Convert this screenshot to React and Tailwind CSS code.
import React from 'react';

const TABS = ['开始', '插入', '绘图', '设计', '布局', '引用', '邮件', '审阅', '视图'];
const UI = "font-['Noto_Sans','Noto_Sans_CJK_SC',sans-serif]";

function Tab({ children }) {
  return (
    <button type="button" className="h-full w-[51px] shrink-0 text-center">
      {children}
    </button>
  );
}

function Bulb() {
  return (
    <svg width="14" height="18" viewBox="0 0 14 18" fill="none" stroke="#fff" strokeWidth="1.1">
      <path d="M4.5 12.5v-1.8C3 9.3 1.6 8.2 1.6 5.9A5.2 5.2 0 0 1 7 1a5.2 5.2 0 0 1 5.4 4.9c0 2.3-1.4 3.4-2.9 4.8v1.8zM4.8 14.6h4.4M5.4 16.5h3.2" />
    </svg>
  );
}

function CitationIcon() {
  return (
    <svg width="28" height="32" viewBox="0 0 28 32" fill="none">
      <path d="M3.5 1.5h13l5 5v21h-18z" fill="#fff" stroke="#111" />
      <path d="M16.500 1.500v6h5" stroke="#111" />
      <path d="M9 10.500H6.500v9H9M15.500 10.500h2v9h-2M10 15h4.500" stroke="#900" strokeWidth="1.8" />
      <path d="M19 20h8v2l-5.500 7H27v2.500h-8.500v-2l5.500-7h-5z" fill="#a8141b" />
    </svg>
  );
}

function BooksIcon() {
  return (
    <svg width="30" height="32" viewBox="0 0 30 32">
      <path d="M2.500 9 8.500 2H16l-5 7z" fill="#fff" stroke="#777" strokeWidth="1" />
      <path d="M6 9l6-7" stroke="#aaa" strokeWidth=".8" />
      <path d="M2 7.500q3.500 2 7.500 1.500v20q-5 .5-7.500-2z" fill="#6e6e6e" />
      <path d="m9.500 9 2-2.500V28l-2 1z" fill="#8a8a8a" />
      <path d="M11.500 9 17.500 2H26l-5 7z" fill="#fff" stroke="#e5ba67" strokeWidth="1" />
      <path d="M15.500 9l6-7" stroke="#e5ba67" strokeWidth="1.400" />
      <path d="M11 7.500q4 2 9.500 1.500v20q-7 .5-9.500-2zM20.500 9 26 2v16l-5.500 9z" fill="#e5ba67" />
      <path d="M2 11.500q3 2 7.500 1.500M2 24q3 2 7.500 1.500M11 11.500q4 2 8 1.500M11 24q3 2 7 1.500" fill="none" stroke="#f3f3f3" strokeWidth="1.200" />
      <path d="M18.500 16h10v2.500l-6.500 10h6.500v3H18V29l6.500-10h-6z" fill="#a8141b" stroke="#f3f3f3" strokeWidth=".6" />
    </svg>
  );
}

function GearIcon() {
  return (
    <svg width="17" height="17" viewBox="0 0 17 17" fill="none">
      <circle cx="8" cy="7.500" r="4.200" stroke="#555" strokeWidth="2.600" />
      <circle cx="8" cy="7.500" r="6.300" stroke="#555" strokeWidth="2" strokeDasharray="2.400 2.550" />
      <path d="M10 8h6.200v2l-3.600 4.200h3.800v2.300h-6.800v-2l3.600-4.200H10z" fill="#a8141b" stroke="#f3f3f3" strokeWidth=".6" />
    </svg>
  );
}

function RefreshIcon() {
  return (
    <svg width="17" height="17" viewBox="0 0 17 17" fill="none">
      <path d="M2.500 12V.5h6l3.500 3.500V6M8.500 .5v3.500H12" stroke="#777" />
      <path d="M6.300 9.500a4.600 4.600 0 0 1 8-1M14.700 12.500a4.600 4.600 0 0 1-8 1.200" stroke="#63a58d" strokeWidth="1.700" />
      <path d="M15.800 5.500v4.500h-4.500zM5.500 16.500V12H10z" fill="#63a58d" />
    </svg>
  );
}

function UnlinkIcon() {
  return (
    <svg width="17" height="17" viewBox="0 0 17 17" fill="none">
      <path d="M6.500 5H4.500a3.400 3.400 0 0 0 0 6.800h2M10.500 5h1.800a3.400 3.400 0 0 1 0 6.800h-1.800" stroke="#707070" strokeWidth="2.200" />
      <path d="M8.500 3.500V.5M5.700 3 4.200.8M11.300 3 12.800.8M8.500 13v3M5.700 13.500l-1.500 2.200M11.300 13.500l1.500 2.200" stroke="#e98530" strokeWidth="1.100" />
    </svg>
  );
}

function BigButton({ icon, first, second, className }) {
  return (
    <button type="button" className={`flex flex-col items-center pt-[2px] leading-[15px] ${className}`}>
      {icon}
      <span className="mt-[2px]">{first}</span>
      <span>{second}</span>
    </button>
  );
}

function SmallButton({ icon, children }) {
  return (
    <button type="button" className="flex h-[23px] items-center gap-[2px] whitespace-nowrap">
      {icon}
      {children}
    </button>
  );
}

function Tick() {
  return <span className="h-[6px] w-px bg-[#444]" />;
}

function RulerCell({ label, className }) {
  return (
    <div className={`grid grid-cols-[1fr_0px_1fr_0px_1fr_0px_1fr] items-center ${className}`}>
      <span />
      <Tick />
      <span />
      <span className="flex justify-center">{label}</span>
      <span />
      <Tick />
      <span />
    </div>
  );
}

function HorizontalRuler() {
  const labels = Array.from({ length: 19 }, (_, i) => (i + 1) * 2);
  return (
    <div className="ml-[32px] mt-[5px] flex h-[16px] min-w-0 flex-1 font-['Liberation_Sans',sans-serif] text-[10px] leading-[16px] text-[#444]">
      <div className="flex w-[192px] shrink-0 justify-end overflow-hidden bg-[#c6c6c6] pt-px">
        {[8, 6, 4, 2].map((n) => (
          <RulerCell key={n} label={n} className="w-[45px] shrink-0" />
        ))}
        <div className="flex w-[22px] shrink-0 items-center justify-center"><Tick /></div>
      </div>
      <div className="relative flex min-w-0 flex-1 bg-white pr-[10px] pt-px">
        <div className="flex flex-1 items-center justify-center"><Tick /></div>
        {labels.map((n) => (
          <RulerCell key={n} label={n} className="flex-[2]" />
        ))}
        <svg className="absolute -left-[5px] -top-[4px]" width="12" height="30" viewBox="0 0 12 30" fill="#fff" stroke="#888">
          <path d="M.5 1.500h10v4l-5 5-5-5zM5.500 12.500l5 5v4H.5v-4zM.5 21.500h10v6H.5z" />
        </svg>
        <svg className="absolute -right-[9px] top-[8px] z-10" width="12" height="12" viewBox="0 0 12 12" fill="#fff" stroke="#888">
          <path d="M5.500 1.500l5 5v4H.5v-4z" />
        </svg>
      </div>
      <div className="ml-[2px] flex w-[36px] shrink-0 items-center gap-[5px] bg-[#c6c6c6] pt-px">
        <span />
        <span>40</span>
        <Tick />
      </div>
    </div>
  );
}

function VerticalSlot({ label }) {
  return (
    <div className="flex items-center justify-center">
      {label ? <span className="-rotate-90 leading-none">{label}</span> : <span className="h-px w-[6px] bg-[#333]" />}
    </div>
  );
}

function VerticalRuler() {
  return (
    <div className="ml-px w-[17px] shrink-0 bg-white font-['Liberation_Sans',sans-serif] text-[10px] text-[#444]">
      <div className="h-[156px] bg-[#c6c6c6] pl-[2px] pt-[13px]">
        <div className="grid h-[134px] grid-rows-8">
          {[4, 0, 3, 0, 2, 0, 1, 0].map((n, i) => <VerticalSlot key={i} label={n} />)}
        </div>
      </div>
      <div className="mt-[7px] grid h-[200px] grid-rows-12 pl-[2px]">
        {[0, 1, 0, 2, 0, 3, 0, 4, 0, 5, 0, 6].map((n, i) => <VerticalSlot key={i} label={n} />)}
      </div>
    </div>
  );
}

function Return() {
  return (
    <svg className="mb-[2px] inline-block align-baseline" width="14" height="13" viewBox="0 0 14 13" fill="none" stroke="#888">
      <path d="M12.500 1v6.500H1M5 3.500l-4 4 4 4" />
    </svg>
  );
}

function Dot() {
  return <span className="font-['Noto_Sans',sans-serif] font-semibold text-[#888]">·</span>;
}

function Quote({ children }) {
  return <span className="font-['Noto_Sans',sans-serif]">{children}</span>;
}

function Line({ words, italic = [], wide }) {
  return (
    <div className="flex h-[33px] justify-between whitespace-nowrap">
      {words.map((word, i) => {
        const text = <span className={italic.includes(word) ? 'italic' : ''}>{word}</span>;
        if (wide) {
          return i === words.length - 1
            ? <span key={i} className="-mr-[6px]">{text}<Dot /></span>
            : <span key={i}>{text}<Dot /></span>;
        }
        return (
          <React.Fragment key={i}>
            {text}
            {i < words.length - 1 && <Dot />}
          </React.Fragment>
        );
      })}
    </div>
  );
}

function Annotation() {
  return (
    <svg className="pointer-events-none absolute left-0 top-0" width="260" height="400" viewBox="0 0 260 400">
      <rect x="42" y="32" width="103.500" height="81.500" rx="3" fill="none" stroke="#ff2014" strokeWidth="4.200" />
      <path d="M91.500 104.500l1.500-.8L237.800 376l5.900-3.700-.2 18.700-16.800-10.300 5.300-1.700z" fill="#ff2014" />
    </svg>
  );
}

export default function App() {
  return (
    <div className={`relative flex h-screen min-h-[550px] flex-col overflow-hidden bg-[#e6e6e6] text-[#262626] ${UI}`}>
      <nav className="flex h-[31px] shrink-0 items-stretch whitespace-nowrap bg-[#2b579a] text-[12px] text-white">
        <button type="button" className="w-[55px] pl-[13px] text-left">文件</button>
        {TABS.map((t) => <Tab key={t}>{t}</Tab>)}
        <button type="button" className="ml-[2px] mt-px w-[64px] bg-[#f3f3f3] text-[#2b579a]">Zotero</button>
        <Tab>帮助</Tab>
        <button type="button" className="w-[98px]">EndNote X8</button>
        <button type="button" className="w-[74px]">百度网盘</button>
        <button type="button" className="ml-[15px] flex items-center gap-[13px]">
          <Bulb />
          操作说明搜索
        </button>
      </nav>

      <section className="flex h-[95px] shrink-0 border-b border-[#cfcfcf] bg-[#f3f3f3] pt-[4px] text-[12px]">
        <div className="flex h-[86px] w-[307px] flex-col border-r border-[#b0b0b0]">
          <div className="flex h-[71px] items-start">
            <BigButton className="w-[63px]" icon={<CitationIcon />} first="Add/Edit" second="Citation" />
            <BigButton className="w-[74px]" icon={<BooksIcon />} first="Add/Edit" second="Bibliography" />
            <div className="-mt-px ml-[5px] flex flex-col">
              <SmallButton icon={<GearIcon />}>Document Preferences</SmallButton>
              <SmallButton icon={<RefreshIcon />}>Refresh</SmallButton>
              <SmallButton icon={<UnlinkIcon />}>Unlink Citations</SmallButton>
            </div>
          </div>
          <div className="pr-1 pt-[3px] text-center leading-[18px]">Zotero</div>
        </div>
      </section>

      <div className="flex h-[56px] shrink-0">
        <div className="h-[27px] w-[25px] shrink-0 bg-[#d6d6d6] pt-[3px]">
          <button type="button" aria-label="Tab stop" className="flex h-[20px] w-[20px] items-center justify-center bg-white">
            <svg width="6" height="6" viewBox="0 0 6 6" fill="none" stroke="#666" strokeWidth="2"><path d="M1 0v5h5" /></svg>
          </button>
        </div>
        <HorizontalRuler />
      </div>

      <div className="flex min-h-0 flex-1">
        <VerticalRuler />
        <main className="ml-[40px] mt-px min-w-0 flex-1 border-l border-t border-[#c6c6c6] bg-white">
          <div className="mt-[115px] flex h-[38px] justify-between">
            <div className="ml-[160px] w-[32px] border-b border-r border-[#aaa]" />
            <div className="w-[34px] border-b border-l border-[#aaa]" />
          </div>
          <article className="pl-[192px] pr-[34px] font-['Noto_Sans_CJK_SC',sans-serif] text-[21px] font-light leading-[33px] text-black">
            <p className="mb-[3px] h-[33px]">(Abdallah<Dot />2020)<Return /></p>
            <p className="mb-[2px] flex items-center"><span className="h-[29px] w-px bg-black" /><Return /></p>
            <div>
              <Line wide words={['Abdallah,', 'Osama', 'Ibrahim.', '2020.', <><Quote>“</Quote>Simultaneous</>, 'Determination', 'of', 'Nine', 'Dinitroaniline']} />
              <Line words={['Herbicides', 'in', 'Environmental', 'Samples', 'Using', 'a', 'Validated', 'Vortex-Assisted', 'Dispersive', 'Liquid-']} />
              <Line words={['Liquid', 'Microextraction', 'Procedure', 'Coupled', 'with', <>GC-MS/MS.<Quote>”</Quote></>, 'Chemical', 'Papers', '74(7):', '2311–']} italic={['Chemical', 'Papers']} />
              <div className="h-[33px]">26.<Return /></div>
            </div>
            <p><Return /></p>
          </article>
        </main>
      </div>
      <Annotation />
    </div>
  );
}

THE PROBLEM> In the material above, find the lines that contain "React" and show them.

FINAL ANSWER>
Convert this screenshot to React and Tailwind CSS code.
import React from 'react';
          <React.Fragment key={i}>
          </React.Fragment>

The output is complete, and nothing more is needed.